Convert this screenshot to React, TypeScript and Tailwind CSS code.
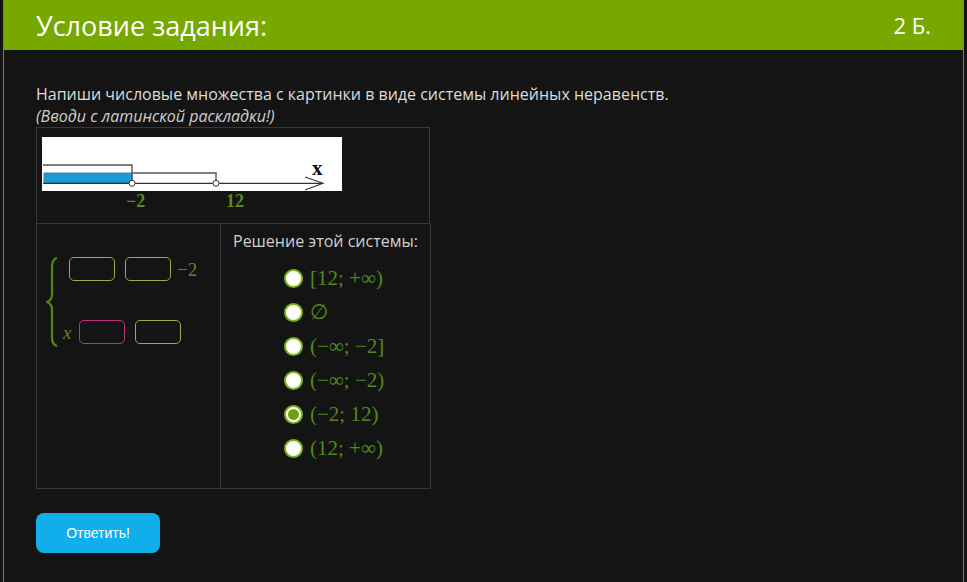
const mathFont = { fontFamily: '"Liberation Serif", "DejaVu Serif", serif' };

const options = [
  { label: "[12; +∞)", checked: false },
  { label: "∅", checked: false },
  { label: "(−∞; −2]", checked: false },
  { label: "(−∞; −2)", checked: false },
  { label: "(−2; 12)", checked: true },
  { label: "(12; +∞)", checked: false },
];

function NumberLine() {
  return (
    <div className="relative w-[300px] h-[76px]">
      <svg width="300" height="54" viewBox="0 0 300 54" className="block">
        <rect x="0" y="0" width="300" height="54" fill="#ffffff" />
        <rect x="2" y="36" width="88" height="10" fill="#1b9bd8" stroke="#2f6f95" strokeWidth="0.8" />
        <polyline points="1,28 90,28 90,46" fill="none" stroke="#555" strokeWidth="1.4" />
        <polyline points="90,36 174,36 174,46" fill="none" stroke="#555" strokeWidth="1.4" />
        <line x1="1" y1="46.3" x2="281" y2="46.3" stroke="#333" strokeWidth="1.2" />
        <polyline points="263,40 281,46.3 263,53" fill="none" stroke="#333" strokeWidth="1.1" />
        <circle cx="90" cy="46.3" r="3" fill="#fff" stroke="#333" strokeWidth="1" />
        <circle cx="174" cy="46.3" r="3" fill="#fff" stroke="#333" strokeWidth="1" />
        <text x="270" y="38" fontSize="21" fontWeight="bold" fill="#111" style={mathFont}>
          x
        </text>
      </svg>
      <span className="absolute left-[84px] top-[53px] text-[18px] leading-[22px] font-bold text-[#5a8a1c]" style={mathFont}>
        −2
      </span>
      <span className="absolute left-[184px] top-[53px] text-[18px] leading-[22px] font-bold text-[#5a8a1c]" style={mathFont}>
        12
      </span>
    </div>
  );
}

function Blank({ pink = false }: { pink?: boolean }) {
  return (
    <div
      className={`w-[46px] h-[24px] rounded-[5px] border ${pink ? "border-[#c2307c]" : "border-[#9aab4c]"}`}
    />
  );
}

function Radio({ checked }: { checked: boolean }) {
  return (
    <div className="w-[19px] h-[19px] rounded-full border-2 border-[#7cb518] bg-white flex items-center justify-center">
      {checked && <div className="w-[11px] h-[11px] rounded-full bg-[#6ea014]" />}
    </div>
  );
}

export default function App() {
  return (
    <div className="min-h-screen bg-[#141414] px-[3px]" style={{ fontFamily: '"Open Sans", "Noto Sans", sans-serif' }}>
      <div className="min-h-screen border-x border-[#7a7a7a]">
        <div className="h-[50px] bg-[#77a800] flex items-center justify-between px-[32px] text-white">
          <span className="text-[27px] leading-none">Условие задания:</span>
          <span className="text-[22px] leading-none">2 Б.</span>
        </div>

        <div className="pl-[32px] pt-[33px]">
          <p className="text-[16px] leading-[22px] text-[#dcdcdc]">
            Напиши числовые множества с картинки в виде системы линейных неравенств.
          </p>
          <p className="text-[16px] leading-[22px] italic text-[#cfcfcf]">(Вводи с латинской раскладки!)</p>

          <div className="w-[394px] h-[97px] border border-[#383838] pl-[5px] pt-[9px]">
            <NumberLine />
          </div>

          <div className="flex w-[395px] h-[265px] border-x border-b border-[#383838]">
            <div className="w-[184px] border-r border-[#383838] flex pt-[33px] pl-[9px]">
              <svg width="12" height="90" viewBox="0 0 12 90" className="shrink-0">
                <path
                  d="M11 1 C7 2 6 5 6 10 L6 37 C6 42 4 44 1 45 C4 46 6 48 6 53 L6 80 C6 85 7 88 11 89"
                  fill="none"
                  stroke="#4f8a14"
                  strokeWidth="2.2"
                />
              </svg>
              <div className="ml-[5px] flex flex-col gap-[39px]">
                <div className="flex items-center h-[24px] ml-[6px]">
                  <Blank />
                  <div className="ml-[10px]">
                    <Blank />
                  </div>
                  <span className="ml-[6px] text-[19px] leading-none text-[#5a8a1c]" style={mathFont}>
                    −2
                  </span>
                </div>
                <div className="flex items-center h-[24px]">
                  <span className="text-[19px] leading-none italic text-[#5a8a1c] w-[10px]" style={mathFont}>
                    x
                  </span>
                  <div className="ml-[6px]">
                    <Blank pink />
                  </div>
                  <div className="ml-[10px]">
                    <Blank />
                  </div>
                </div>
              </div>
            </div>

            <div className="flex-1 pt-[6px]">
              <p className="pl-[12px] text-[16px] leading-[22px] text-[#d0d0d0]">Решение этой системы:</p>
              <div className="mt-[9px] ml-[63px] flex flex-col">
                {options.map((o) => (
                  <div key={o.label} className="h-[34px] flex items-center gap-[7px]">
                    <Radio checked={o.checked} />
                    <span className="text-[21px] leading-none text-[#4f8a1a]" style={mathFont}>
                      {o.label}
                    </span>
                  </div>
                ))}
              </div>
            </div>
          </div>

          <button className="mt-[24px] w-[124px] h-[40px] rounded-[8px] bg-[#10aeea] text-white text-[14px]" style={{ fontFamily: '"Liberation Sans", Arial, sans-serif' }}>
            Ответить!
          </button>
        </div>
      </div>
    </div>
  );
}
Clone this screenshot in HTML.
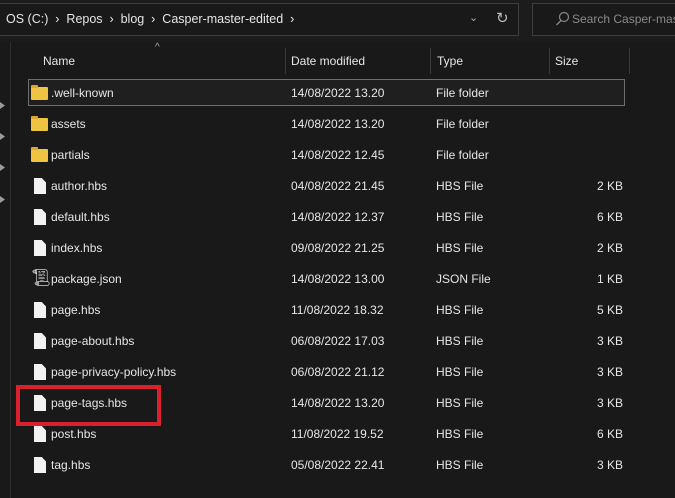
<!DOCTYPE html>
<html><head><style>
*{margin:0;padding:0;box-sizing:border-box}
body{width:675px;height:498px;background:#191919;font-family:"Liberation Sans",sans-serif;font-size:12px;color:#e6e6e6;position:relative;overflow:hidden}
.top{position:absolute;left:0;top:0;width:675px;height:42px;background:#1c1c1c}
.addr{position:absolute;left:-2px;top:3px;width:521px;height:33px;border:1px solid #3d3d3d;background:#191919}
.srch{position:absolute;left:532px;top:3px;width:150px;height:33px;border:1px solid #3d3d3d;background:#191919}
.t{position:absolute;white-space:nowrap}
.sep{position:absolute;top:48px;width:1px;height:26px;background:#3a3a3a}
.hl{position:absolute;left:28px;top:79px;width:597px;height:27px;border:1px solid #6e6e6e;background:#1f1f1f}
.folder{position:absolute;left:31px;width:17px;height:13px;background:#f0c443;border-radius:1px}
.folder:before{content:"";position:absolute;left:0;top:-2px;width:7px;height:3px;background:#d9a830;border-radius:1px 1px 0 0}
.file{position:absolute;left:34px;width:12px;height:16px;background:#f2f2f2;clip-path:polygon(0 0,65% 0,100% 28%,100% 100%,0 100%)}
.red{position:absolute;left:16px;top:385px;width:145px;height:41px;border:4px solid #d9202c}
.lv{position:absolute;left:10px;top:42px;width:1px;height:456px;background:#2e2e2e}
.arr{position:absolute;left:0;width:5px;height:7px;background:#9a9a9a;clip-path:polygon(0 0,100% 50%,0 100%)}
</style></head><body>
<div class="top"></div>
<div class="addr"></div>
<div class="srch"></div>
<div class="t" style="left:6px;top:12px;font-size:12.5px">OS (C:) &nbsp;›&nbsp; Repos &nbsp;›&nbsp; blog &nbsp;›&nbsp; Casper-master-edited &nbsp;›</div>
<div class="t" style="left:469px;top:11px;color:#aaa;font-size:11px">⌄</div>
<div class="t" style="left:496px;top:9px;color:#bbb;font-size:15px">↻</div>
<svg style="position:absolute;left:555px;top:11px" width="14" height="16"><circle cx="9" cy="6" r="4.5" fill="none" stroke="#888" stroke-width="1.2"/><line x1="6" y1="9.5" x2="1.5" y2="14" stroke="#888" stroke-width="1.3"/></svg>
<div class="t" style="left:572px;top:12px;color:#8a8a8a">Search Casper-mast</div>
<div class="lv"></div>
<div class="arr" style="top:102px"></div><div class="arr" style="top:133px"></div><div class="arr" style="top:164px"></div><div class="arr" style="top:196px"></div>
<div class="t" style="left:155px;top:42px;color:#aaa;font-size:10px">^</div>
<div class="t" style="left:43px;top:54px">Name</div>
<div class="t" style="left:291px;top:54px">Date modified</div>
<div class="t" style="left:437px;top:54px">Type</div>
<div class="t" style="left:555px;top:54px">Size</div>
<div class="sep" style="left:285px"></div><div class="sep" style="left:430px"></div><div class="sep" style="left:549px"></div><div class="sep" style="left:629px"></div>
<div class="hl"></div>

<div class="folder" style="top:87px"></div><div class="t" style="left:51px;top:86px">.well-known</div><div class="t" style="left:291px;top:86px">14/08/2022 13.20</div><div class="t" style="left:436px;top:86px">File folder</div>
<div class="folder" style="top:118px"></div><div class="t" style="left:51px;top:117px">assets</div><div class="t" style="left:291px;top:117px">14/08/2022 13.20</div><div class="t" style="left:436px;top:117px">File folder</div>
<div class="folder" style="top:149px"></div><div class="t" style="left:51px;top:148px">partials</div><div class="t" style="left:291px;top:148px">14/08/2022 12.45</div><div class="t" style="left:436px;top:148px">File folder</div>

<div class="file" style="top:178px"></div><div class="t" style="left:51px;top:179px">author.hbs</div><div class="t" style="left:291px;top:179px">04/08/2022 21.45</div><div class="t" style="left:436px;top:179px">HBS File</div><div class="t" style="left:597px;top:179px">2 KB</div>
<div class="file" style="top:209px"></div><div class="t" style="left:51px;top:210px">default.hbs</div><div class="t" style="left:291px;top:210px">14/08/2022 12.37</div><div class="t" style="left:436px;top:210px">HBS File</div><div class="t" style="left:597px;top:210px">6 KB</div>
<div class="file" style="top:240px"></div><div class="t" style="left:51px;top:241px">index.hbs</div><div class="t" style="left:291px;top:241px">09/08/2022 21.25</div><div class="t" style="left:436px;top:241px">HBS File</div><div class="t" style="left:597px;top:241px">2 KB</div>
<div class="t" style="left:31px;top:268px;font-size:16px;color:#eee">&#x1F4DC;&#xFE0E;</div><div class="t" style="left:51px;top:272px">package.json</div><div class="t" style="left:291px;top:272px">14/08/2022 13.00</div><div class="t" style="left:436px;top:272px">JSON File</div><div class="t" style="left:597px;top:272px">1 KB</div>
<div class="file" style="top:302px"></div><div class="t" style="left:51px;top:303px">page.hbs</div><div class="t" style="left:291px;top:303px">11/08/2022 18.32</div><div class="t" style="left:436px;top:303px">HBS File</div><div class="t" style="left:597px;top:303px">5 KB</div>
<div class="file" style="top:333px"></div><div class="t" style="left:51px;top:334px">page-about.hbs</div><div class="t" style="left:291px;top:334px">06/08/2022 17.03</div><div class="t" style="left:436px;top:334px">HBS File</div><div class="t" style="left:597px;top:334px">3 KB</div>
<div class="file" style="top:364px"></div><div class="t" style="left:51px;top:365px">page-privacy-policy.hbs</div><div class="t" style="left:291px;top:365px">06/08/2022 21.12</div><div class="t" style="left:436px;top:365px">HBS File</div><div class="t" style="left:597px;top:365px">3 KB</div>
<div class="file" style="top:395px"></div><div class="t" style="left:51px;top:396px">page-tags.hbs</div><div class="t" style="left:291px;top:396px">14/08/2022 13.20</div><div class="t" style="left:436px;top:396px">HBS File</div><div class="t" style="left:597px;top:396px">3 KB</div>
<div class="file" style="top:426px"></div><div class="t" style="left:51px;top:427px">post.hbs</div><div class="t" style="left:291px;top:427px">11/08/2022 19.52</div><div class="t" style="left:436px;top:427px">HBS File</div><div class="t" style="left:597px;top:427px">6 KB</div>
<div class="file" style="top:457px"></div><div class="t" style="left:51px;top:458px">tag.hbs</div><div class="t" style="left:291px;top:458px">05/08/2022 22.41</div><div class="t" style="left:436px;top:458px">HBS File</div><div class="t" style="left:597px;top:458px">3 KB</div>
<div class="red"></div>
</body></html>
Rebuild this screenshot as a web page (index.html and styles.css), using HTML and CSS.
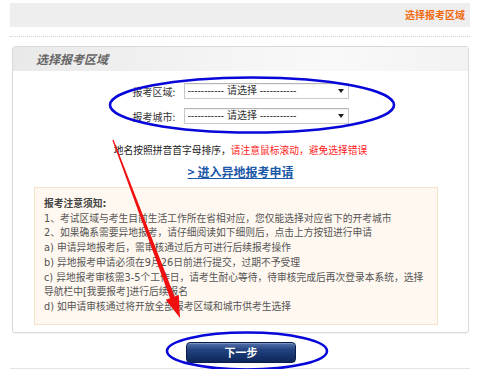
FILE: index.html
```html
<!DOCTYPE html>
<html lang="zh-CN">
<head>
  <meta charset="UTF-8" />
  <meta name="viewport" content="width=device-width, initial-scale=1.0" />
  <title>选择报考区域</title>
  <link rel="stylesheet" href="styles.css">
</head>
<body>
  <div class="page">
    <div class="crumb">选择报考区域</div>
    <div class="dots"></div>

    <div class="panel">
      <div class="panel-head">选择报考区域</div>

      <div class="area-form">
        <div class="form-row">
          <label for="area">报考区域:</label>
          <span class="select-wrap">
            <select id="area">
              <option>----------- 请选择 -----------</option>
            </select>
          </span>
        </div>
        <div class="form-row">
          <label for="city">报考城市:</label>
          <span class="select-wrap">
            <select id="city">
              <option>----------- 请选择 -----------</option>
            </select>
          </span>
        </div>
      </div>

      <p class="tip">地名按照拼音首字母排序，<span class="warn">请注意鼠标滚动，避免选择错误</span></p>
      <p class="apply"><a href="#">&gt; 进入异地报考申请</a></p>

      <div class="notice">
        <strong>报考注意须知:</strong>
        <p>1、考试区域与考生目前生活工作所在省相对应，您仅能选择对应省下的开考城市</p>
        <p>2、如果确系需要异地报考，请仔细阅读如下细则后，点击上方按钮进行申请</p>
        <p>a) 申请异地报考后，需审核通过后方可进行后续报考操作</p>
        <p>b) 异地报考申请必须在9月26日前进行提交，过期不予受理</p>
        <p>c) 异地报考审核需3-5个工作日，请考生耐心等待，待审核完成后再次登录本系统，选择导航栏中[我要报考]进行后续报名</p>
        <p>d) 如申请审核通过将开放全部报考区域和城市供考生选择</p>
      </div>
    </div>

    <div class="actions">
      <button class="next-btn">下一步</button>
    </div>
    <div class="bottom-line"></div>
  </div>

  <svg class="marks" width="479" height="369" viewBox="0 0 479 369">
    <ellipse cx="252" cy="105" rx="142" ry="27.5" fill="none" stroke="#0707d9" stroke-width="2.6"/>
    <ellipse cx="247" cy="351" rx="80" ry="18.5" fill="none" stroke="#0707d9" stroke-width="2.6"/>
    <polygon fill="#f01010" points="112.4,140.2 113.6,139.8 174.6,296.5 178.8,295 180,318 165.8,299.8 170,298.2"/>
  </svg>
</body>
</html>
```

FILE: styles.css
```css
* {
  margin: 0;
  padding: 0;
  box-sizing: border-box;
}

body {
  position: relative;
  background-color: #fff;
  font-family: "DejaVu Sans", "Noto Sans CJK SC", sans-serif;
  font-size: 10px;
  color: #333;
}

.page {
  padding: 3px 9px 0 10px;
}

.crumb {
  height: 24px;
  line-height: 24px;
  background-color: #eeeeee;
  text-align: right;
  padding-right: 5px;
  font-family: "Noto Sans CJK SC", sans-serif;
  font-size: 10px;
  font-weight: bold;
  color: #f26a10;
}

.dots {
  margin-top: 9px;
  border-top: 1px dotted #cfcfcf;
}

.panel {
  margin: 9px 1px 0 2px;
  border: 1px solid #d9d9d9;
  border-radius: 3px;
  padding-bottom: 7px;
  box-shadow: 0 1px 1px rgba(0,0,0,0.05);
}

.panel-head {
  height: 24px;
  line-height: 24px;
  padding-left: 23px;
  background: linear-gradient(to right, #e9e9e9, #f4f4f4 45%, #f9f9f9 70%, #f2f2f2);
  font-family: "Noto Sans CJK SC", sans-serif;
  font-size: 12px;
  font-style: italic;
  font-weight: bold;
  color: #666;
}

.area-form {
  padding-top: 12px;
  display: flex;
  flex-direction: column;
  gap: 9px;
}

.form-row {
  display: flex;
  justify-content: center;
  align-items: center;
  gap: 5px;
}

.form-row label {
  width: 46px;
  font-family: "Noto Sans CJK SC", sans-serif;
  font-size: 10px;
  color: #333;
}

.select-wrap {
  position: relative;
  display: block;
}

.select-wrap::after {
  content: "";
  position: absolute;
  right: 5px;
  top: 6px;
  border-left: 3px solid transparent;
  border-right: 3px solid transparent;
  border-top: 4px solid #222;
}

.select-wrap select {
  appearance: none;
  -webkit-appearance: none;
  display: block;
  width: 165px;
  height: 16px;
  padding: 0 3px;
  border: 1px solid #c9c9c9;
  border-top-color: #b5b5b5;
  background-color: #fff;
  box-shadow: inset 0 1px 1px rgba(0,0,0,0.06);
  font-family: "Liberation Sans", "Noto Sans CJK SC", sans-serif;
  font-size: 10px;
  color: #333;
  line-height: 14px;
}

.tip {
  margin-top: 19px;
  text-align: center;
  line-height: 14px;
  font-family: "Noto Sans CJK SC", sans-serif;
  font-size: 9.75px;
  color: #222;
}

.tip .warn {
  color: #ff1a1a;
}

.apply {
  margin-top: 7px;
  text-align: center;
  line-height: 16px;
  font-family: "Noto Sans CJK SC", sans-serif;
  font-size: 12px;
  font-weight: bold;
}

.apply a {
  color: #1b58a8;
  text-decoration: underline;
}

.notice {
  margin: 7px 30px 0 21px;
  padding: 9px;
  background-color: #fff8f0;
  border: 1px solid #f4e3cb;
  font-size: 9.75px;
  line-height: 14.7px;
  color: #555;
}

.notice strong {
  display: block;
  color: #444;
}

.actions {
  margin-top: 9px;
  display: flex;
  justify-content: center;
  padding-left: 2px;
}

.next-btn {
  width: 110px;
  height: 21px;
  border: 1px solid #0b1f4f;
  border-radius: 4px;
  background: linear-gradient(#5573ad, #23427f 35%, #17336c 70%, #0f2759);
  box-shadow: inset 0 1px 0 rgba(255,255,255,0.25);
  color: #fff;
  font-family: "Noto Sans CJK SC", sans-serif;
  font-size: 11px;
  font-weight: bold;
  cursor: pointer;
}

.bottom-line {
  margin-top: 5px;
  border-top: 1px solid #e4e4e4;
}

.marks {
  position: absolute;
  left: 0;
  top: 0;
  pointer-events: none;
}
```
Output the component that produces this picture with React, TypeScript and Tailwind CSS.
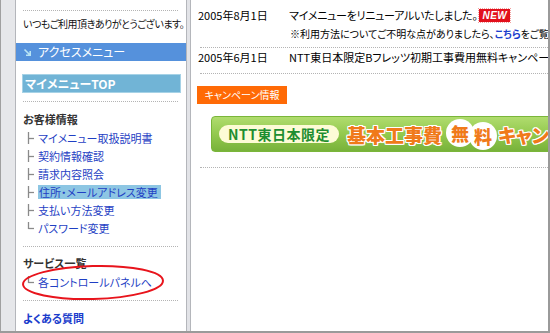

## EXERCISE DETAILS
From the listing above, copy every line that includes the word "TypeScript".

## SOLUTION
Convert this screenshot to React, TypeScript and Tailwind CSS code.
Output the component that produces this picture with React, TypeScript and Tailwind CSS.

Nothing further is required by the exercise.